Janssen: Es befindet sich in konstantem Fluss. Es geht letztlich nur um Geld und Zuschauer. Und darum, wie man beides bekommt. Es ist inter­es­sant zu beob­achten, und ich mag das.

artechock: Was sind Ihre nächsten Pläne?

Janssen: X-Men 2 kommt noch ins Kino. Aber ich brauche jetzt etwas anderes. Ich mache zwei Inde­pen­dent-Filme.

artechock: Und ganz allgemein? Haben Sie Angst vorm Altern?

Janssen: Naja, ich weiß, dass die Rollen bald weniger werden. Bis dahin genieße ich die Zeit. Und dann gelingt es mir viel­leicht, Dreh­bücher zu schreiben, mal Regie zu führen.

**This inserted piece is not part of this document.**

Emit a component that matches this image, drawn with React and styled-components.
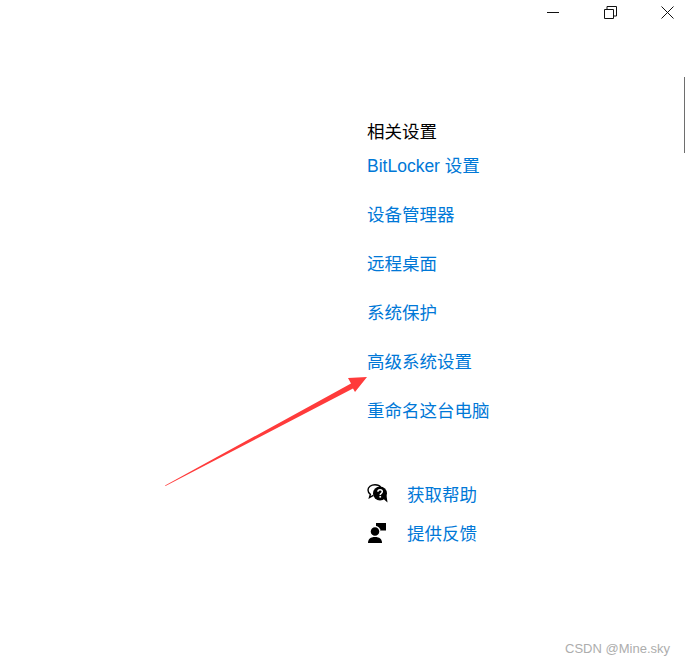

artechock: Immerhin: Ihnen ist gelungen, etwas zu erreichen, was viele nie erreichen: Sie sind vom ersten Film an ein Star, heute berühmt, eine Art Ikone. Und manche haben Sie genau aufgrund dieser ikoni­schen Qualität gecastet... Zum Beispiel Roberto Rodriguez für The Faculty...

Janssen: Ich vermute – ja. Dabei ist das überhaupt nicht mein Lieblings-Genre. Aber was für ein cooler Regisseur!
Aus Ihrer Perspek­tive mag das alles so aussehen. Mir selbst kommt es wie ein konti­nu­ier­li­cher Kampf vor. Man hangelt sich von Rolle zu Rolle. Sicher habe ich mich nie gefühlt. Ich hatte nie das Gefühl: Ich habe es geschafft. Viel­leicht sollte ich es. Viel­leicht habe ich auch die Latte sehr hoch gehängt.

artechock: Was ist Ihr Lieb­lings­genre?

Janssen: Filme wie Brave­heart und Gladiator. Große, epische Filme...

artechock: Sie wären gern eine römische Kaiserin...

Janssen: Ja! Ich weiß, dass sie jetzt Alexander, der Große drehen werden – und ich wäre so gern dabei. Oder Hannibal. Und Troja. Aber ich mag auch Filme über echte Menschen, wie Deer Hunter.

artechock: Hatten Sie zu Beginn eigent­lich einen Karrie­re­plan?

Janssen: Ja. Ich wollte mit guten Leuten arbeiten. Manchmal hat es geklappt, manchmal nicht.